## Set problem
Your task is to transcribe all of the data below exactly, omitting the images.
# # # # # # #
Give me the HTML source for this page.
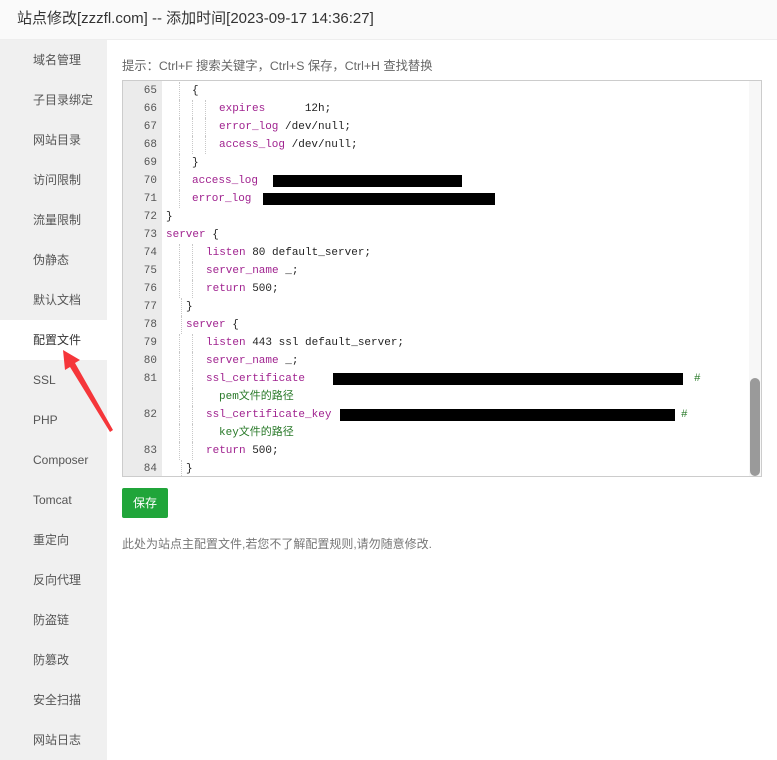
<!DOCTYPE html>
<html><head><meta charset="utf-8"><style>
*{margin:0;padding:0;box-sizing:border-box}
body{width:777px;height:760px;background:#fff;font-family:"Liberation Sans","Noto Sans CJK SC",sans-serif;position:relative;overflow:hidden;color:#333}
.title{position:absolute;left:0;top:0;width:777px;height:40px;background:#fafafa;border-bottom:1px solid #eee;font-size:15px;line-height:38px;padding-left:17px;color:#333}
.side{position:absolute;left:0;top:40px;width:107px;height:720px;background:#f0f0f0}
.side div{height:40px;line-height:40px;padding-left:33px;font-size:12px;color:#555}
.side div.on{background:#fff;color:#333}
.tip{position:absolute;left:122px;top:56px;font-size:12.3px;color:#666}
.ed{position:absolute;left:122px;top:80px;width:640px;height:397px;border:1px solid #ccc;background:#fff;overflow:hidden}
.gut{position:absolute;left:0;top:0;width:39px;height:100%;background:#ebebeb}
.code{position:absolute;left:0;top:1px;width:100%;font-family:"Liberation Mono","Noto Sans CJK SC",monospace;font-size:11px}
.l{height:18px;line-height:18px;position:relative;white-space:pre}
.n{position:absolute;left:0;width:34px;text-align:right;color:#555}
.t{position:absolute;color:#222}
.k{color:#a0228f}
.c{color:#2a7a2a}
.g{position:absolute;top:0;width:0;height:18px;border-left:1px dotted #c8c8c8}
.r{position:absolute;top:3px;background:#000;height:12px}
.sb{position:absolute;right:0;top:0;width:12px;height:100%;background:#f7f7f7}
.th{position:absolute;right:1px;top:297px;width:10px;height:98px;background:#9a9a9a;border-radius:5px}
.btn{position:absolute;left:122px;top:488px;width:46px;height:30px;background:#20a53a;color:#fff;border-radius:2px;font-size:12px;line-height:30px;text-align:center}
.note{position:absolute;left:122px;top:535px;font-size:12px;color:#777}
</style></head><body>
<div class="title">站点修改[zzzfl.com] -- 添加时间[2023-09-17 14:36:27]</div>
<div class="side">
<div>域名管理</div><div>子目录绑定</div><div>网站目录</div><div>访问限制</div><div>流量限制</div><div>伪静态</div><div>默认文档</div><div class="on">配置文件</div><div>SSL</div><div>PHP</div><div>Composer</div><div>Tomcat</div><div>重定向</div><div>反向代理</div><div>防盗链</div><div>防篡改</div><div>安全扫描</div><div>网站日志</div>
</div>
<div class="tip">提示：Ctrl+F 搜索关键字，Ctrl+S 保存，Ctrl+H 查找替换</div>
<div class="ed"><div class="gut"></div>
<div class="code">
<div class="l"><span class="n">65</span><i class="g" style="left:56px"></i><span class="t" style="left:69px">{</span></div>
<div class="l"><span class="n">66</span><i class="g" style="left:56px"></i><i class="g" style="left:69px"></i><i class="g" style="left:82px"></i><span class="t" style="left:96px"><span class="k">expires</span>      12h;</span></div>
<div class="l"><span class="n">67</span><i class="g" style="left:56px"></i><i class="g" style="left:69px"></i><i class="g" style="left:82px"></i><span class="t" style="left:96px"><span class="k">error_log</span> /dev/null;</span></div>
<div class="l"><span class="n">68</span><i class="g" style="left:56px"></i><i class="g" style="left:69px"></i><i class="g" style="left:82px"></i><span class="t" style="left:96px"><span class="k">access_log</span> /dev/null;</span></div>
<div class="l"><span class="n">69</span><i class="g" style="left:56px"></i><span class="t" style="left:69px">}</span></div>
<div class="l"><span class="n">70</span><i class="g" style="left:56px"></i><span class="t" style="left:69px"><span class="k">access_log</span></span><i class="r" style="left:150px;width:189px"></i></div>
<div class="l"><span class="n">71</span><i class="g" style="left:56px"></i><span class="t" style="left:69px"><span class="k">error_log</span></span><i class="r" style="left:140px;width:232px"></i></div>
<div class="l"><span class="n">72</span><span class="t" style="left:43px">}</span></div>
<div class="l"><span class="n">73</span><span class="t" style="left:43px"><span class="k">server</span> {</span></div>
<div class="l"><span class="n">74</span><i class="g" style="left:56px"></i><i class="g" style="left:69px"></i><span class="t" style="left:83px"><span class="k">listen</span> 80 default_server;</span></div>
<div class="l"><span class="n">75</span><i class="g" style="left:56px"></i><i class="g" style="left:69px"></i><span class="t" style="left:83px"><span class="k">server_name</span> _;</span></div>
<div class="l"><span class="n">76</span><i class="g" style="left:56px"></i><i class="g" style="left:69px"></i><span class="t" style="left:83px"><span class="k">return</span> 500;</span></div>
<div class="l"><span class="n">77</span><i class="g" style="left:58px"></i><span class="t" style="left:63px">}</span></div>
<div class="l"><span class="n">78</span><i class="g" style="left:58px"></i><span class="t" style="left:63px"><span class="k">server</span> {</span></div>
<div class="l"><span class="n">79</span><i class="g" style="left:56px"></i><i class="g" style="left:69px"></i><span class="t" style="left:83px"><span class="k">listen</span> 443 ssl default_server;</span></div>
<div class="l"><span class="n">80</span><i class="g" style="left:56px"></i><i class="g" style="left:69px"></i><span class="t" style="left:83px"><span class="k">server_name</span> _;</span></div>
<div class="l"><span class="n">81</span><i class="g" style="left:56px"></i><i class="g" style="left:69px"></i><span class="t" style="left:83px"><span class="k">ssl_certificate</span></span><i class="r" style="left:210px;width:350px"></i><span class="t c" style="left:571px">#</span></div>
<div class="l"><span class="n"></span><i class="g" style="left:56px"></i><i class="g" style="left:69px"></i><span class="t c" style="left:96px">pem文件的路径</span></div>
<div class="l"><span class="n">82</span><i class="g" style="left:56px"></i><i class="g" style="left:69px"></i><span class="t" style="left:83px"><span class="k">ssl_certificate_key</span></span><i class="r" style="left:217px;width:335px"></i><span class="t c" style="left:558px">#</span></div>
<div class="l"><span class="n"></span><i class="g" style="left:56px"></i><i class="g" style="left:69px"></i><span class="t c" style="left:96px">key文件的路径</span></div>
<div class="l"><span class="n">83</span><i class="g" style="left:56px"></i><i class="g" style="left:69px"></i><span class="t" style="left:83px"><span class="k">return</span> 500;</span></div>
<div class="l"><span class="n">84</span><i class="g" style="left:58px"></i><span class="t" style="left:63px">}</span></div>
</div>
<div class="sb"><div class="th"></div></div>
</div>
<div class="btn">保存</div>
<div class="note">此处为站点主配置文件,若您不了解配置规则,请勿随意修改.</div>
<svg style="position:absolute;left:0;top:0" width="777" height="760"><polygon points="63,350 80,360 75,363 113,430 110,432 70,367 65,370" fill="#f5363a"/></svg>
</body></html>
# # # # # # #
## Result
Give me the HTML source for this page.
<!DOCTYPE html>
<html><head><meta charset="utf-8"><style>
*{margin:0;padding:0;box-sizing:border-box}
body{width:777px;height:760px;background:#fff;font-family:"Liberation Sans","Noto Sans CJK SC",sans-serif;position:relative;overflow:hidden;color:#333}
.title{position:absolute;left:0;top:0;width:777px;height:40px;background:#fafafa;border-bottom:1px solid #eee;font-size:15px;line-height:38px;padding-left:17px;color:#333}
.side{position:absolute;left:0;top:40px;width:107px;height:720px;background:#f0f0f0}
.side div{height:40px;line-height:40px;padding-left:33px;font-size:12px;color:#555}
.side div.on{background:#fff;color:#333}
.tip{position:absolute;left:122px;top:56px;font-size:12.3px;color:#666}
.ed{position:absolute;left:122px;top:80px;width:640px;height:397px;border:1px solid #ccc;background:#fff;overflow:hidden}
.gut{position:absolute;left:0;top:0;width:39px;height:100%;background:#ebebeb}
.code{position:absolute;left:0;top:1px;width:100%;font-family:"Liberation Mono","Noto Sans CJK SC",monospace;font-size:11px}
.l{height:18px;line-height:18px;position:relative;white-space:pre}
.n{position:absolute;left:0;width:34px;text-align:right;color:#555}
.t{position:absolute;color:#222}
.k{color:#a0228f}
.c{color:#2a7a2a}
.g{position:absolute;top:0;width:0;height:18px;border-left:1px dotted #c8c8c8}
.r{position:absolute;top:3px;background:#000;height:12px}
.sb{position:absolute;right:0;top:0;width:12px;height:100%;background:#f7f7f7}
.th{position:absolute;right:1px;top:297px;width:10px;height:98px;background:#9a9a9a;border-radius:5px}
.btn{position:absolute;left:122px;top:488px;width:46px;height:30px;background:#20a53a;color:#fff;border-radius:2px;font-size:12px;line-height:30px;text-align:center}
.note{position:absolute;left:122px;top:535px;font-size:12px;color:#777}
</style></head><body>
<div class="title">站点修改[zzzfl.com] -- 添加时间[2023-09-17 14:36:27]</div>
<div class="side">
<div>域名管理</div><div>子目录绑定</div><div>网站目录</div><div>访问限制</div><div>流量限制</div><div>伪静态</div><div>默认文档</div><div class="on">配置文件</div><div>SSL</div><div>PHP</div><div>Composer</div><div>Tomcat</div><div>重定向</div><div>反向代理</div><div>防盗链</div><div>防篡改</div><div>安全扫描</div><div>网站日志</div>
</div>
<div class="tip">提示：Ctrl+F 搜索关键字，Ctrl+S 保存，Ctrl+H 查找替换</div>
<div class="ed"><div class="gut"></div>
<div class="code">
<div class="l"><span class="n">65</span><i class="g" style="left:56px"></i><span class="t" style="left:69px">{</span></div>
<div class="l"><span class="n">66</span><i class="g" style="left:56px"></i><i class="g" style="left:69px"></i><i class="g" style="left:82px"></i><span class="t" style="left:96px"><span class="k">expires</span>      12h;</span></div>
<div class="l"><span class="n">67</span><i class="g" style="left:56px"></i><i class="g" style="left:69px"></i><i class="g" style="left:82px"></i><span class="t" style="left:96px"><span class="k">error_log</span> /dev/null;</span></div>
<div class="l"><span class="n">68</span><i class="g" style="left:56px"></i><i class="g" style="left:69px"></i><i class="g" style="left:82px"></i><span class="t" style="left:96px"><span class="k">access_log</span> /dev/null;</span></div>
<div class="l"><span class="n">69</span><i class="g" style="left:56px"></i><span class="t" style="left:69px">}</span></div>
<div class="l"><span class="n">70</span><i class="g" style="left:56px"></i><span class="t" style="left:69px"><span class="k">access_log</span></span><i class="r" style="left:150px;width:189px"></i></div>
<div class="l"><span class="n">71</span><i class="g" style="left:56px"></i><span class="t" style="left:69px"><span class="k">error_log</span></span><i class="r" style="left:140px;width:232px"></i></div>
<div class="l"><span class="n">72</span><span class="t" style="left:43px">}</span></div>
<div class="l"><span class="n">73</span><span class="t" style="left:43px"><span class="k">server</span> {</span></div>
<div class="l"><span class="n">74</span><i class="g" style="left:56px"></i><i class="g" style="left:69px"></i><span class="t" style="left:83px"><span class="k">listen</span> 80 default_server;</span></div>
<div class="l"><span class="n">75</span><i class="g" style="left:56px"></i><i class="g" style="left:69px"></i><span class="t" style="left:83px"><span class="k">server_name</span> _;</span></div>
<div class="l"><span class="n">76</span><i class="g" style="left:56px"></i><i class="g" style="left:69px"></i><span class="t" style="left:83px"><span class="k">return</span> 500;</span></div>
<div class="l"><span class="n">77</span><i class="g" style="left:58px"></i><span class="t" style="left:63px">}</span></div>
<div class="l"><span class="n">78</span><i class="g" style="left:58px"></i><span class="t" style="left:63px"><span class="k">server</span> {</span></div>
<div class="l"><span class="n">79</span><i class="g" style="left:56px"></i><i class="g" style="left:69px"></i><span class="t" style="left:83px"><span class="k">listen</span> 443 ssl default_server;</span></div>
<div class="l"><span class="n">80</span><i class="g" style="left:56px"></i><i class="g" style="left:69px"></i><span class="t" style="left:83px"><span class="k">server_name</span> _;</span></div>
<div class="l"><span class="n">81</span><i class="g" style="left:56px"></i><i class="g" style="left:69px"></i><span class="t" style="left:83px"><span class="k">ssl_certificate</span></span><i class="r" style="left:210px;width:350px"></i><span class="t c" style="left:571px">#</span></div>
<div class="l"><span class="n"></span><i class="g" style="left:56px"></i><i class="g" style="left:69px"></i><span class="t c" style="left:96px">pem文件的路径</span></div>
<div class="l"><span class="n">82</span><i class="g" style="left:56px"></i><i class="g" style="left:69px"></i><span class="t" style="left:83px"><span class="k">ssl_certificate_key</span></span><i class="r" style="left:217px;width:335px"></i><span class="t c" style="left:558px">#</span></div>
<div class="l"><span class="n"></span><i class="g" style="left:56px"></i><i class="g" style="left:69px"></i><span class="t c" style="left:96px">key文件的路径</span></div>
<div class="l"><span class="n">83</span><i class="g" style="left:56px"></i><i class="g" style="left:69px"></i><span class="t" style="left:83px"><span class="k">return</span> 500;</span></div>
<div class="l"><span class="n">84</span><i class="g" style="left:58px"></i><span class="t" style="left:63px">}</span></div>
</div>
<div class="sb"><div class="th"></div></div>
</div>
<div class="btn">保存</div>
<div class="note">此处为站点主配置文件,若您不了解配置规则,请勿随意修改.</div>
<svg style="position:absolute;left:0;top:0" width="777" height="760"><polygon points="63,350 80,360 75,363 113,430 110,432 70,367 65,370" fill="#f5363a"/></svg>
</body></html>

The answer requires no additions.